Are you sure there's nothing about the way PostgreSQL interacts with C
conversion functions?   I ask because, as part of a "sanity check", I
repeated
the tests --- now with two machines;  one that has PG 8.1.4, and the
other one
has 7.4.14, and they behave differently.

The one that does the case conversion "correctly" (read:  as I expect it
as per
Spanish or French rules) is 8.1.4 with en_US locale (LC_CTYPE and
LC_COLLATE both showing en_US.UTF-8).  PG 7.4.14, *even with
locale es_ES*, does not do the case conversion  (characters with accent
or tilde are left untouched).

I wonder if someone could shed some light on this little mystery....???

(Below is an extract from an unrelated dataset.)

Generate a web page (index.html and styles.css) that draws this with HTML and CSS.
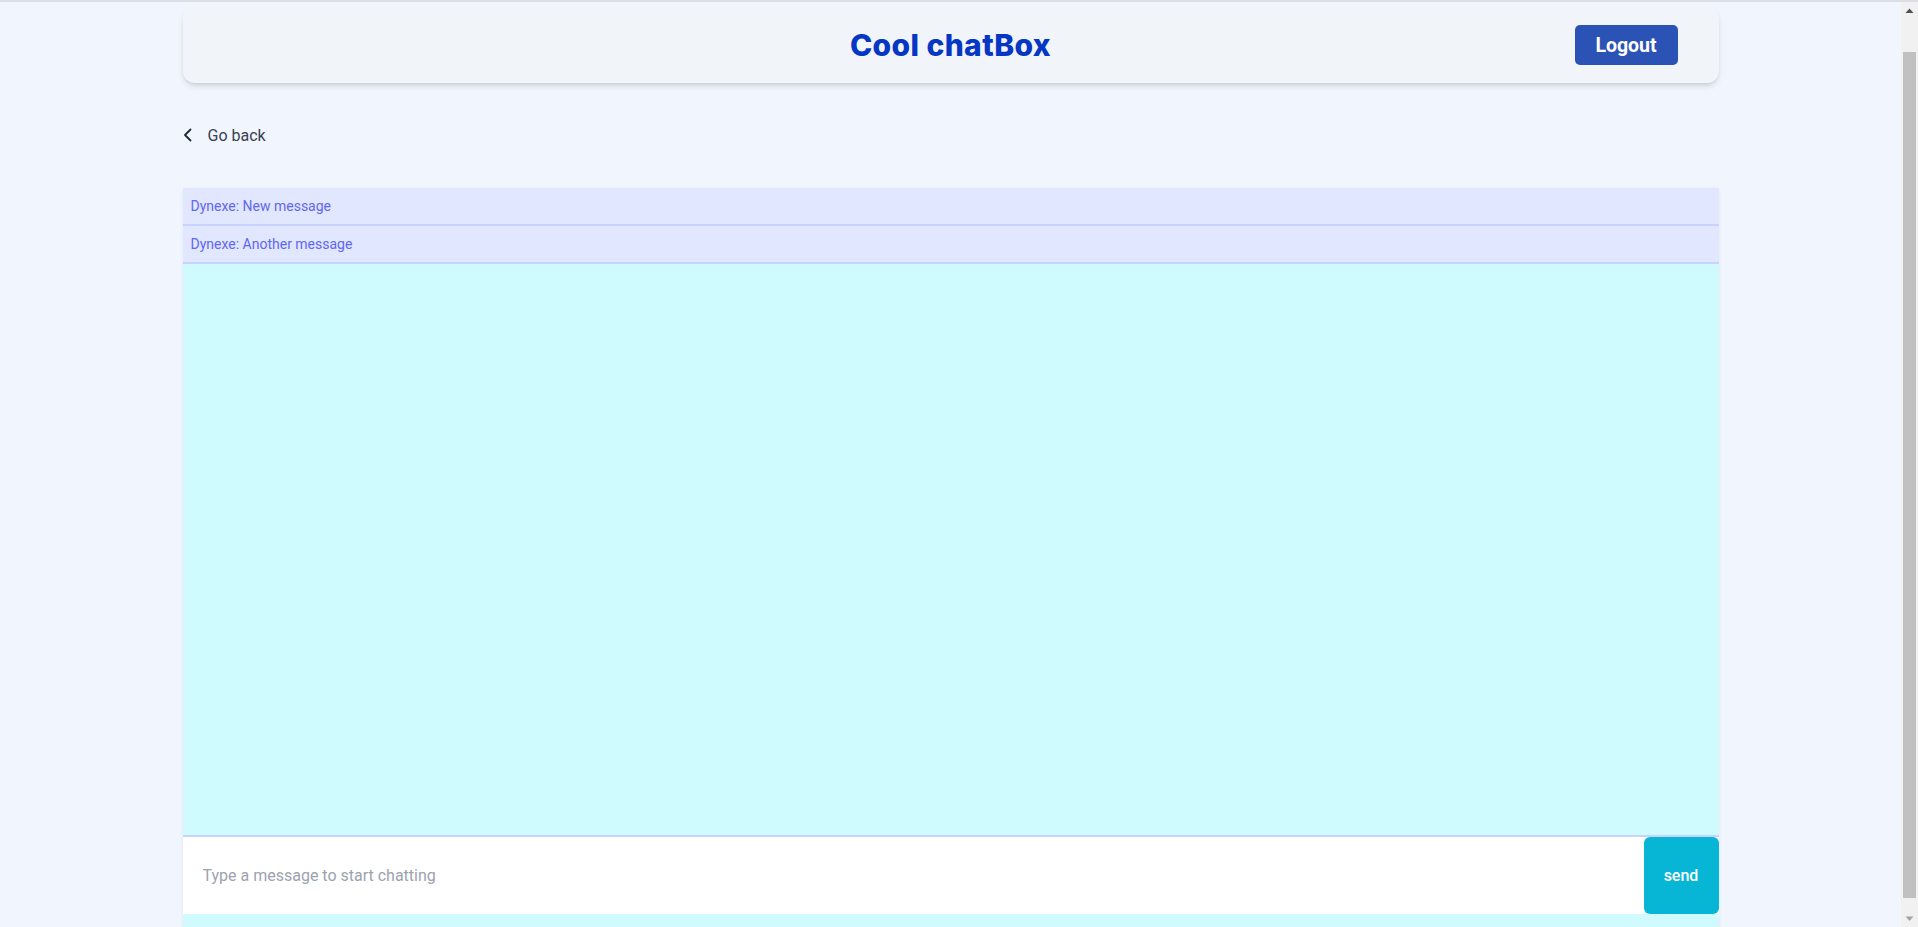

Perhaps to add more confusion to my experimental/informal tests, PG 8.1.4
is running on a FC4 AMD64 X2 box  (the command "locale" at the shell
prompt shows all en_US.utf8), and PG 7.4.14 is running on a laptop with
FC5 on an Intel Celeron M  (the command locale shows exactly the same
in that case).   Does this perhaps account for the difference?